Но тогда, в 1964 году, мы этого, конечно, не знали и поэтому не могли оценить тот огромный вклад, который внес А.В. Предтеченский в становление жизненной позиции Лии Михайловны, в совершенно особый артистический стиль её преподавания и общения со школьниками. Перед нами на уроках истории была молодая, очаровательная женщина (уж никак не выглядевшая на свои 40 лет), с горящими глазами, азартная, увлечённая своим предметом и заражающая этой увлечённостью старшеклассников. Она умело и решительно «окунала» нас в историческую эпоху, которая оживала буквально на глазах. В этом ей помогал несомненный артистический дар в широком смысле слова: выразительность речи, особая эмоциональность, пристрастность её рассказа о жизни и проблемах той или иной эпохи.

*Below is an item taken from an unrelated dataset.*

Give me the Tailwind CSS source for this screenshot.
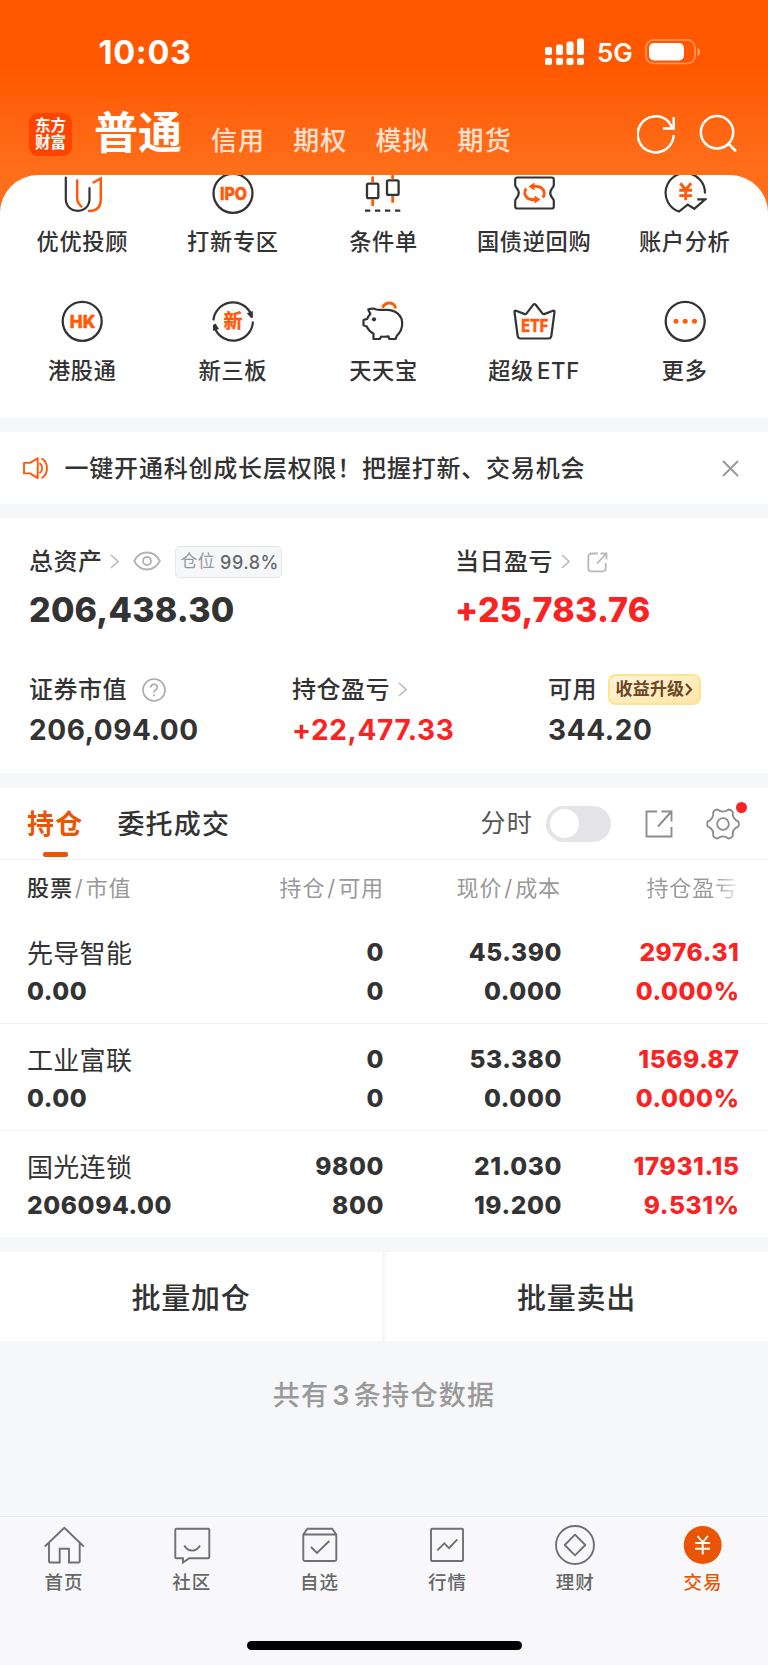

Особенно это проявлялось и «работало» на тех уроках, где мы проходили темы по художественной культуре. Это был подлинный «театр одного актёра». Однако Лия Михайловна умела и нас вовлечь в это действо, выводя из позиции очарованных слушателей и зрителей и превращая в более или менее активных соучастников урока-спектакля, тормоша нас острыми вопросами, провоцируя полемику, дискуссии, споры.

Знание особенностей и возможностей каждого класса, вера в его творческий потенциал помогали Лие Михайловне не только успешно отбиваться от нападок «проверяющих инстанций», но и выходить со смелыми, или даже, по мнению многих учителей, рискованными, инициативами. Так, вспоминается открытый урок-семинар в XI классе, на который были приглашены профессора и преподаватели одной из кафедр исторического факультета ЛГУ. Наша совместная с Лией Михайловной работа (выступления, дискуссия) получила высокую оценку университетской профессуры: «Поздравляем, Лия Михайловна, Ваши школьники работали на уровне аспирантского семинара».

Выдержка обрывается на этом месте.